Another leak of radioactive water has been found at the Fukushima Dai-ichi nuclear power plant, the plant’s Japanese operator said yesterday, the latest setback for the troubled cleanup operations at the broken nuclear power station.
Tokyo Electric Power Co (TEPCO) said highly polluted water, which spilled out of a storage tank as it was being filled, may have flowed out into the Pacific Ocean.
The utility, whose efforts to fix the mess at Fukushima have been derided as sloppy, said 430 liters of water with a radioactive load of up to 580,000 becquerels per liter had leaked from one of the 450 tonne tanks because of heavy rainfall brought by a recent typhoon.
A spokesman said it was possible “contaminated water may well have flowed into the sea.”

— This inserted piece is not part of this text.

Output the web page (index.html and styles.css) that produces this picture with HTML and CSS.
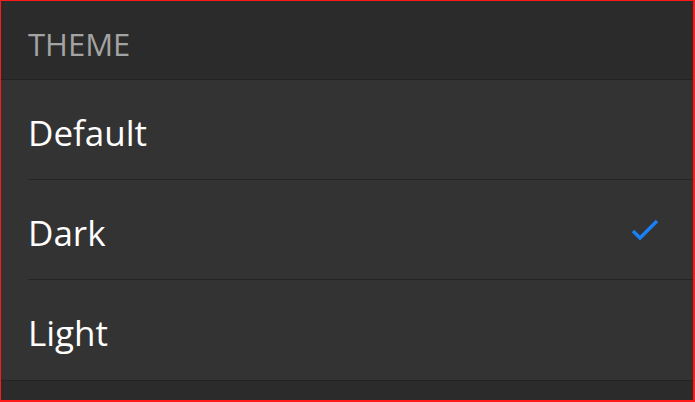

The tank holds water filtered to remove cesium, but which still contains strontium — an element that accumulates in bones and can cause cancer if consumed.
The contamination level of the water in the new leak compares with government limits of 100 becquerels per kilogram in food and 10 becquerels per liter in drinking water.
TEPCO has found it increasingly difficult to deal with waste water at the plant, which ran out of control following a huge earthquake and tsunami in 2011.
The company poured thousands of tonnes of water onto runaway reactors to tame them and continues to douse them to keep them cool.
Thousands of tonnes of radioactive water are being stored in temporary tanks at the complex and the new leak was found in a section where five 450 tonne tanks are placed on slightly sloping ground, the official said.
“Workers were storing water very close to the tanks’ capacity because of the volume of typhoon rainfall,” he said. “As a result, the water overflowed and leaked outside the gutter.”
Only one of the five interconnected tanks has a water-level gauge, he said.
The leak is the latest to hit the plant and will further undermine TEPCO’s credibility in the eyes of an increasingly skeptical public, both domestically and internationally.
In August, 300 tonnes of toxic water was discovered to have leaked from a separate tank.
TEPCO said it had informed the Japanese government of the leak and the country’s Nuclear Regulatory Authority has ordered the company to stem the flow and remove any contaminated soil.